Women experience extra challenges in life unique to their half of the population. One of them is their longer life span. The average 50-year-old woman today can expect to live to nearly age 83, which is almost four years longer than a man of the same age, according to the U.S. Census Bureau's 2012 Statistical Abstract. The Census Bureau also reports, for the first time, more women in this country are living without a husband than with one.

A woman's longer life span means she has an increased chance of suffering a chronic illness that could require some form of long-term care. This fact alone raises questions around who will provide care in your later years, and at what price. Who will decide these issues? By including long-term care planning in your retirement plans, you can assess the risks, provide answers to some of these questions and maintain some control over your options should long-term care become a necessity.

As a woman in America today, you also need to consider in your planning whether you are likely to become a caregiver. Women are at greater risk of bearing the costs — financial, physical and emotional — associated with providing care to others. 

For these reasons, long-term care planning is fundamentally a women's issue. How will you be cared for if you become unable to do simple things, such as eat, dress, use the bathroom or get in and out of bed alone? Conversely, could you do these things for a loved one should he or she require long-term care and, at the same time, continue to work and take care of yourself? 

Long-term care can be expensive and, often, it's an out-of-pocket expense. Typical safety nets such as Medicaid, which is designed for people who meet certain income requirements, will pay for certain types of long-term care. However, eligibility usually comes only after contributing most of any income you receive and exhausting most assets. What's more, Medicaid may not cover the entire cost of long-term care, even after you are able to qualify. Traditional health insurance and Medicare, which is for people age 65 and older and those who have certain disabilities, don't cover the costs of most long-term care services. 

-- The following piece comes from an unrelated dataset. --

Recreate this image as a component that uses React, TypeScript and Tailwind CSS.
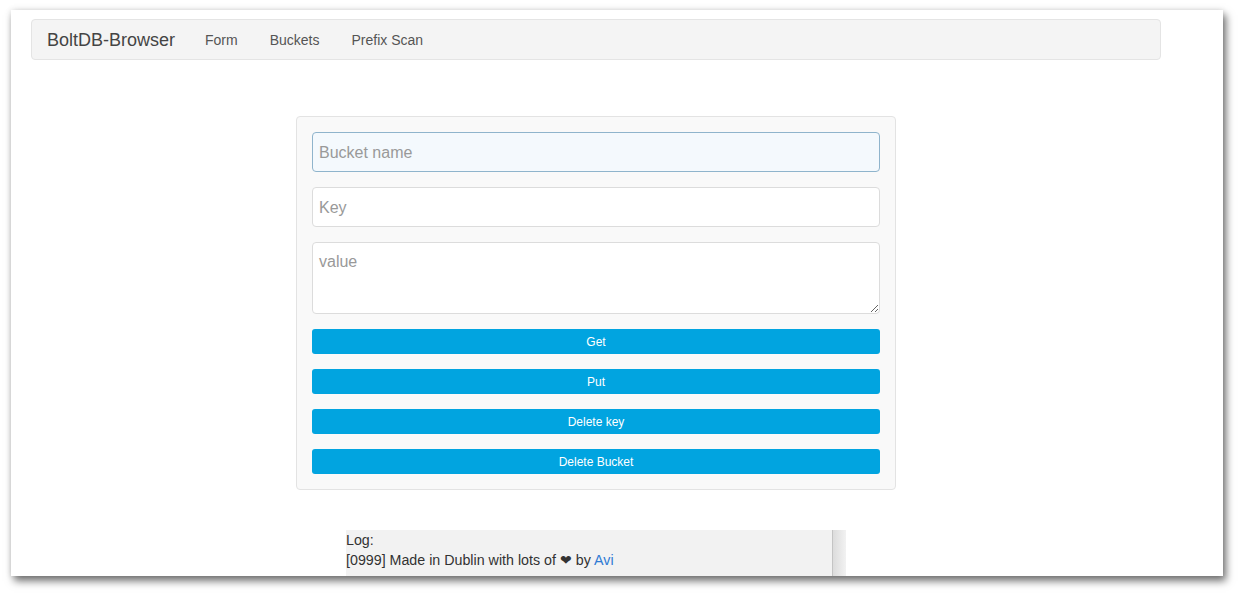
import React from "react";

export default function App() {
  const btn =
    "h-[25px] w-full rounded-[3px] bg-[#01a4e0] text-[12px] text-white flex items-center justify-center";
  return (
    <div className="h-[595px] w-[1242px] bg-white pt-[10px] pl-[11px] font-['Liberation_Sans',Arial,sans-serif]">
      <div className="relative h-[566px] w-[1212px] overflow-hidden bg-white shadow-[3px_5px_8px_rgba(0,0,0,0.55),0_0_6px_rgba(0,0,0,0.12)]">
        <div className="ml-[20px] mt-[9px] flex h-[41px] w-[1130px] items-center rounded-[4px] border border-[#e4e4e4] bg-[#f4f4f4] pt-[2px]">
          <span className="ml-[15px] text-[18px] text-[#444]">BoltDB-Browser</span>
          <span className="ml-[30px] text-[14px] text-[#555]">Form</span>
          <span className="ml-[32px] text-[14px] text-[#555]">Buckets</span>
          <span className="ml-[32px] text-[14px] text-[#555]">Prefix Scan</span>
        </div>

        <div className="ml-[285px] mt-[56px] flex w-[600px] flex-col gap-[15px] rounded-[4px] border border-[#e3e3e3] bg-[#f9f9f9] p-[15px]">
          <input
            placeholder="Bucket name"
            className="h-[40px] w-full rounded-[4px] border border-[#8fb4cc] bg-[#f4f9fd] px-[6px] pt-[2px] text-[16px] text-[#555] outline-none placeholder:text-[#999]"
          />
          <input
            placeholder="Key"
            className="h-[40px] w-full rounded-[4px] border border-[#dcdcdc] bg-white px-[6px] pt-[2px] text-[16px] text-[#555] outline-none placeholder:text-[#999]"
          />
          <textarea
            placeholder="value"
            className="block h-[72px] w-full rounded-[4px] border border-[#dcdcdc] bg-white px-[6px] pt-[9px] text-[16px] leading-[20px] text-[#555] outline-none placeholder:text-[#999]"
          />
          <div className={btn}>Get</div>
          <div className={btn}>Put</div>
          <div className={btn}>Delete key</div>
          <div className={btn}>Delete Bucket</div>
        </div>

        <div className="ml-[335px] mt-[40px] flex h-[60px] w-[500px] bg-[#f2f2f2]">
          <div className="flex-1 text-[14.25px] leading-[20px] text-[#333]">
            <div>Log:</div>
            <div>
              [0999] Made in Dublin with lots of ❤ by{" "}
              <span className="text-[#2f7bd4]">Avi</span>
            </div>
          </div>
          <div className="w-[14px] border-l border-[#c4c4c4] bg-gradient-to-r from-[#dcdcdc] to-[#f2f2f2]" />
        </div>
      </div>
    </div>
  );
}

For these and other reasons, long-term care planning has become an essential part of retirement funding for a growing number of American women today. Because funding long-term care can be challenging, it's important to work with a professional who understands your needs and can design a strategy that will meet those needs at a cost you can afford. Specifically, look for a financial representative who is supported by a well-established company with a solid history of strength and stability — a company that is well-positioned to be there when you need it most. 

It's best to talk about long-term care early, before the need for medical or personal care is imminent. That's because the plan you establish now can help provide options and preserve the assets you worked so hard to create. By planning ahead, you can also help maintain your independence and work to ensure you have the financial security to live your life your way.